Start of COLLECTED MATERIAL
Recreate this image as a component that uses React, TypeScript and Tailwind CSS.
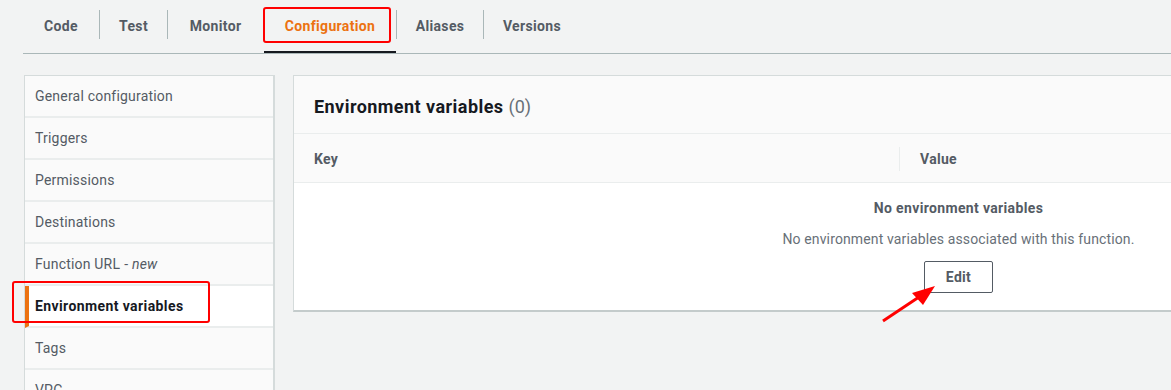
const tabs = [
  { label: "Code", width: "w-[76px]" },
  { label: "Test", width: "w-[67px]" },
  { label: "Monitor", width: "w-[95px]" },
  { label: "Configuration", width: "w-[132px]", active: true },
  { label: "Aliases", width: "w-[86px]" },
  { label: "Versions", width: "w-[96px]" },
];

const menu = [
  "General configuration",
  "Triggers",
  "Permissions",
  "Destinations",
  "Function URL",
  "Environment variables",
  "Tags",
  "VPC",
];

function Tabs() {
  return (
    <div className="ml-[23px] flex border-b border-[#aab7b8]">
      {tabs.map((tab, i) => (
        <div key={tab.label} className="flex">
          {i > 0 ? <div className="mt-[10px] h-[29px] w-px bg-[#aab7b8]" /> : null}
          <div
            className={[
              "flex h-[53px] items-start justify-center pt-[16px] text-[14px] font-bold tracking-[0.35px]",
              tab.width,
              tab.active
                ? "border-b-2 border-[#16191f] text-[#ec7211]"
                : "text-[#545b64]",
            ].join(" ")}
          >
            {tab.label}
          </div>
        </div>
      ))}
    </div>
  );
}

function Sidebar() {
  return (
    <nav className="w-[251px] shrink-0 self-start border-l border-r-2 border-t border-[#d5dbdb]">
      {menu.map((item) => {
        const active = item === "Environment variables";
        return (
          <div
            key={item}
            className={[
              "flex h-[42px] items-center border-b-2 border-[#eaeded] text-[14px]",
              active
                ? "border-l-4 border-l-[#ec7211] bg-white pt-[1px] pl-[6px] font-bold tracking-[0.4px] text-[#16191f]"
                : "bg-[#fafafa] pl-[10px] tracking-[0.2px] text-[#545b64]",
            ].join(" ")}
          >
            {item}
            {item === "Function URL" ? (
              <span className="ml-[4px]">
                - <i>new</i>
              </span>
            ) : null}
          </div>
        );
      })}
    </nav>
  );
}

function EnvPanel() {
  return (
    <section className="w-[1330px] shrink-0 self-start border-l border-t border-b-2 border-[#d5dbdb] border-b-[#c4cbcb] bg-white">
      <header className="flex h-[58px] items-center border-b border-[#eaeded] bg-[#fafafa] pt-[3px] pl-[20px]">
        <h2 className="text-[18px] font-bold tracking-[0.45px] text-[#16191f]">
          Environment variables{" "}
          <span className="font-normal tracking-normal text-[#687078]">(0)</span>
        </h2>
      </header>
      <div className="flex h-[49px] items-center border-b border-[#eaeded] bg-[#fafafa] pt-[2px] text-[14px] font-bold tracking-[0.3px] text-[#545b64]">
        <div className="w-[605px] pl-[20px]">Key</div>
        <div className="h-[24px] w-px bg-[#eaeded]" />
        <div className="pl-[20px]">Value</div>
      </div>
      <div className="flex flex-col items-center pt-[15px] pb-[17px] text-[14px]">
        <p className="leading-[20px] font-bold tracking-[0.35px] text-[#545b64]">
          No environment variables
        </p>
        <p className="mt-[11px] leading-[20px] tracking-[0.13px] text-[#687078]">
          No environment variables associated with this function.
        </p>
        <button className="mt-[12px] h-[32px] w-[69px] rounded-[2px] border border-[#545b64] bg-white text-[14px] font-bold tracking-[0.3px] text-[#545b64]">
          Edit
        </button>
      </div>
    </section>
  );
}

export default function App() {
  return (
    <div
      className="relative h-[390px] w-full overflow-hidden bg-[#f2f3f3]"
      style={{ fontFamily: "Roboto, 'Noto Sans', sans-serif" }}
    >
      <Tabs />
      <div className="mt-[21px] flex gap-[18px] pl-[24px]">
        <Sidebar />
        <EnvPanel />
      </div>

      {/* annotations */}
      <div className="absolute left-[263px] top-[7px] h-[36px] w-[128px] rounded-[3px] border-2 border-[#ff0000]" />
      <div className="absolute left-[12px] top-[281px] h-[42px] w-[198px] rounded-[3px] border-2 border-[#ff0000]" />
      <svg
        className="absolute left-[878px] top-[282px]"
        width="62"
        height="44"
        viewBox="0 0 62 44"
      >
        <line x1="5" y1="39" x2="44" y2="13" stroke="#ff0000" strokeWidth="3" />
        <polygon points="57,4 34,11 45,23" fill="#ff0000" />
      </svg>
    </div>
  );
}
End of COLLECTED MATERIAL
### PROMPT
Do not include the images; transcribe the rest of the listing exactly.

### ANSWER FOR THE TASK
Recreate this image as a component that uses React, TypeScript and Tailwind CSS.
const tabs = [
  { label: "Code", width: "w-[76px]" },
  { label: "Test", width: "w-[67px]" },
  { label: "Monitor", width: "w-[95px]" },
  { label: "Configuration", width: "w-[132px]", active: true },
  { label: "Aliases", width: "w-[86px]" },
  { label: "Versions", width: "w-[96px]" },
];

const menu = [
  "General configuration",
  "Triggers",
  "Permissions",
  "Destinations",
  "Function URL",
  "Environment variables",
  "Tags",
  "VPC",
];

function Tabs() {
  return (
    <div className="ml-[23px] flex border-b border-[#aab7b8]">
      {tabs.map((tab, i) => (
        <div key={tab.label} className="flex">
          {i > 0 ? <div className="mt-[10px] h-[29px] w-px bg-[#aab7b8]" /> : null}
          <div
            className={[
              "flex h-[53px] items-start justify-center pt-[16px] text-[14px] font-bold tracking-[0.35px]",
              tab.width,
              tab.active
                ? "border-b-2 border-[#16191f] text-[#ec7211]"
                : "text-[#545b64]",
            ].join(" ")}
          >
            {tab.label}
          </div>
        </div>
      ))}
    </div>
  );
}

function Sidebar() {
  return (
    <nav className="w-[251px] shrink-0 self-start border-l border-r-2 border-t border-[#d5dbdb]">
      {menu.map((item) => {
        const active = item === "Environment variables";
        return (
          <div
            key={item}
            className={[
              "flex h-[42px] items-center border-b-2 border-[#eaeded] text-[14px]",
              active
                ? "border-l-4 border-l-[#ec7211] bg-white pt-[1px] pl-[6px] font-bold tracking-[0.4px] text-[#16191f]"
                : "bg-[#fafafa] pl-[10px] tracking-[0.2px] text-[#545b64]",
            ].join(" ")}
          >
            {item}
            {item === "Function URL" ? (
              <span className="ml-[4px]">
                - <i>new</i>
              </span>
            ) : null}
          </div>
        );
      })}
    </nav>
  );
}

function EnvPanel() {
  return (
    <section className="w-[1330px] shrink-0 self-start border-l border-t border-b-2 border-[#d5dbdb] border-b-[#c4cbcb] bg-white">
      <header className="flex h-[58px] items-center border-b border-[#eaeded] bg-[#fafafa] pt-[3px] pl-[20px]">
        <h2 className="text-[18px] font-bold tracking-[0.45px] text-[#16191f]">
          Environment variables{" "}
          <span className="font-normal tracking-normal text-[#687078]">(0)</span>
        </h2>
      </header>
      <div className="flex h-[49px] items-center border-b border-[#eaeded] bg-[#fafafa] pt-[2px] text-[14px] font-bold tracking-[0.3px] text-[#545b64]">
        <div className="w-[605px] pl-[20px]">Key</div>
        <div className="h-[24px] w-px bg-[#eaeded]" />
        <div className="pl-[20px]">Value</div>
      </div>
      <div className="flex flex-col items-center pt-[15px] pb-[17px] text-[14px]">
        <p className="leading-[20px] font-bold tracking-[0.35px] text-[#545b64]">
          No environment variables
        </p>
        <p className="mt-[11px] leading-[20px] tracking-[0.13px] text-[#687078]">
          No environment variables associated with this function.
        </p>
        <button className="mt-[12px] h-[32px] w-[69px] rounded-[2px] border border-[#545b64] bg-white text-[14px] font-bold tracking-[0.3px] text-[#545b64]">
          Edit
        </button>
      </div>
    </section>
  );
}

export default function App() {
  return (
    <div
      className="relative h-[390px] w-full overflow-hidden bg-[#f2f3f3]"
      style={{ fontFamily: "Roboto, 'Noto Sans', sans-serif" }}
    >
      <Tabs />
      <div className="mt-[21px] flex gap-[18px] pl-[24px]">
        <Sidebar />
        <EnvPanel />
      </div>

      {/* annotations */}
      <div className="absolute left-[263px] top-[7px] h-[36px] w-[128px] rounded-[3px] border-2 border-[#ff0000]" />
      <div className="absolute left-[12px] top-[281px] h-[42px] w-[198px] rounded-[3px] border-2 border-[#ff0000]" />
      <svg
        className="absolute left-[878px] top-[282px]"
        width="62"
        height="44"
        viewBox="0 0 62 44"
      >
        <line x1="5" y1="39" x2="44" y2="13" stroke="#ff0000" strokeWidth="3" />
        <polygon points="57,4 34,11 45,23" fill="#ff0000" />
      </svg>
    </div>
  );
}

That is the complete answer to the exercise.